2. Son of Saul (László Nemes)
Son of Saul is one of the most confident, assured debut films I have seen – a very ambitious project, that attempts, and succeeds, to have an original take on the Holocaust movie – one of the greatest tragedies in human history, but one that has been the subjects of countless movies before. Yet Son of Saul is different – it’s ever moving camera remains fixed on one man, over about a day and a half, as he tries – insanely – to find a Rabbi and bury the body of one boy – who he says is his son – among the thousands of victims at Auschwitz. He is a member of the Sonderkommando – a group of Jews who help the Nazis commit their atrocities by helping lead victims to the chambers, and cleaning up after they leave. This job is soul crushing – and the look on lead actor Geza Rohrig`s face shows that brilliantly, as he succumbs to a quiet madness.
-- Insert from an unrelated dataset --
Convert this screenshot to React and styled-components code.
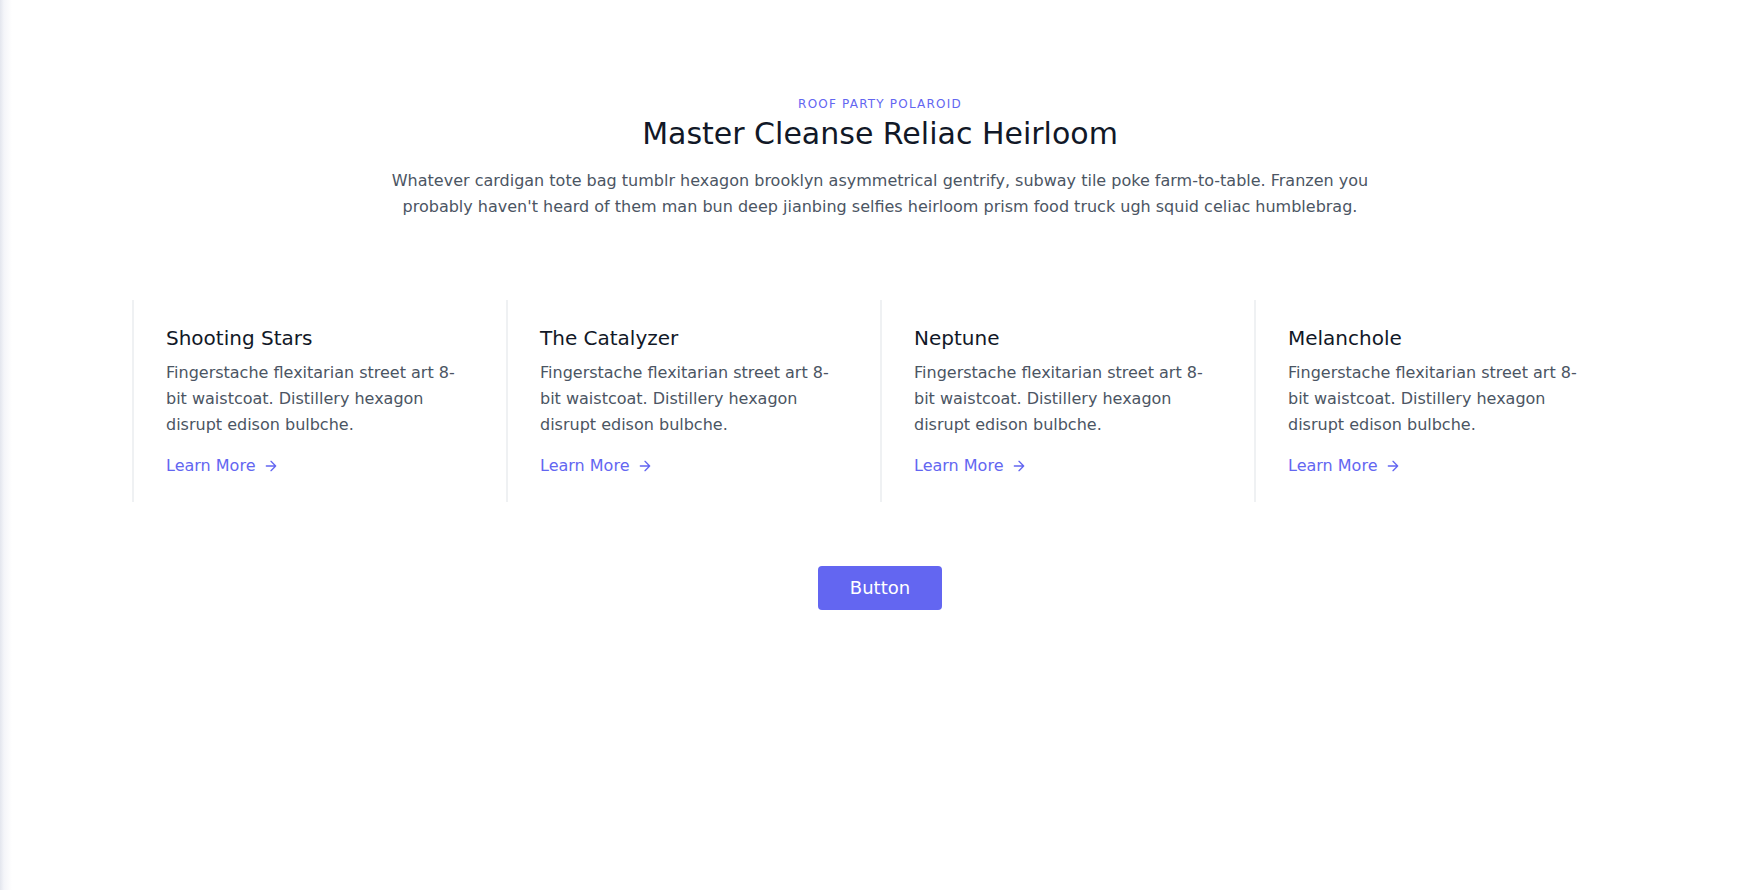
import React from 'react';
import styled, { createGlobalStyle } from 'styled-components';

const features = [
  'Shooting Stars',
  'The Catalyzer',
  'Neptune',
  'Melanchole',
];

const App = () => {
  return (
    <>
      <GlobalStyle />
      <Section>
        <Container>
          <Header>
            <Eyebrow>ROOF PARTY POLAROID</Eyebrow>
            <Title>Master Cleanse Reliac Heirloom</Title>
            <Lead>
              Whatever cardigan tote bag tumblr hexagon brooklyn asymmetrical gentrify, subway tile poke
              farm-to-table. Franzen you probably haven't heard of them man bun deep jianbing selfies
              heirloom prism food truck ugh squid celiac humblebrag.
            </Lead>
          </Header>

          <Features>
            {features.map((name) => (
              <Feature key={name}>
                <FeatureTitle>{name}</FeatureTitle>
                <FeatureText>
                  Fingerstache flexitarian street art 8-bit waistcoat. Distillery hexagon disrupt edison
                  bulbche.
                </FeatureText>
                <LearnMore href="#">
                  Learn More
                  <svg
                    fill="none"
                    stroke="currentColor"
                    strokeLinecap="round"
                    strokeLinejoin="round"
                    strokeWidth="2"
                    viewBox="0 0 24 24"
                  >
                    <path d="M5 12h14M12 5l7 7-7 7" />
                  </svg>
                </LearnMore>
              </Feature>
            ))}
          </Features>

          <Button>Button</Button>
        </Container>
      </Section>
    </>
  );
};

export default App;

const GlobalStyle = createGlobalStyle`
  *, *::before, *::after {
    box-sizing: border-box;
  }

  html, body {
    margin: 0;
    min-height: 100%;
  }

  body {
    min-height: 100vh;
    font-family: "DejaVu Sans", Verdana, sans-serif;
    background: linear-gradient(to right, #e3e6ee 0px, #f4f5f9 4px, #fff 12px);
  }
`;

const Section = styled.section`
  color: #4b5563;
`;

const Container = styled.div`
  max-width: 1536px;
  margin: 0 auto;
  padding: 96px 20px;
`;

const Header = styled.div`
  display: flex;
  flex-direction: column;
  text-align: center;
  width: 100%;
  margin-bottom: 80px;
`;

const Eyebrow = styled.h2`
  margin: 0 0 4px;
  font-size: 12px;
  line-height: 16px;
  letter-spacing: 0.1em;
  font-weight: 500;
  color: #6366f1;
`;

const Title = styled.h1`
  margin: 0 0 16px;
  font-size: 30px;
  line-height: 36px;
  font-weight: 500;
  color: #111827;
`;

const Lead = styled.p`
  margin: 0 auto;
  width: 66.666667%;
  font-size: 16px;
  line-height: 1.625;
`;

const Features = styled.div`
  display: flex;
  flex-wrap: wrap;
`;

const Feature = styled.div`
  width: 25%;
  padding: 24px 32px;
  border-left: 2px solid rgba(229, 231, 235, 0.6);
`;

const FeatureTitle = styled.h2`
  margin: 0 0 8px;
  font-size: 20px;
  line-height: 28px;
  font-weight: 500;
  color: #111827;
`;

const FeatureText = styled.p`
  margin: 0 0 16px;
  font-size: 16px;
  line-height: 1.625;
`;

const LearnMore = styled.a`
  display: inline-flex;
  align-items: center;
  color: #6366f1;
  text-decoration: none;
  font-size: 16px;
  line-height: 24px;

  svg {
    width: 16px;
    height: 16px;
    margin-left: 8px;
  }
`;

const Button = styled.button`
  display: flex;
  margin: 64px auto 0;
  padding: 8px 32px;
  border: 0;
  border-radius: 4px;
  background: #6366f1;
  color: #fff;
  font-family: inherit;
  font-size: 18px;
  line-height: 28px;
  cursor: pointer;

  &:hover {
    background: #4f46e5;
  }
`;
The cinematography is brilliant – often blurring the background, to remain fixed on the face of the main character, and the sound design is even better – a haunting mixture of screams, gunfire, and other horrific sounds. This is a film that most seasoned directors couldn’t make – the fact that it’s by a first timer is miraculous.

1. Ex Machina (Alex Garland)

Like the filmmaker who placed number 1 on this list last year for me – Dan Gilroy for Nightcrawler – Alex Garland isn’t really a newcomer – he’s been a screenwriter for years now (most notably for Danny Boyle), who is just now making his directorial debut. Still, most writers turned directors need a couple of films under their belt before they make something as brilliant as Ex Machina – the best science fiction of the year, with some of the best special effects, which is still very much a chamber piece, with only a few characters bouncing off each other in one location. The screenplay for the movie is great – which we expect from Garland (it’s actually his best work yet), and his direction matches it, eliciting brilliant performances, and crafting a uniquely visual film. Garland may not be as much of a newcomer as the others on this list, but he still managed to make the best directorial debut of the year.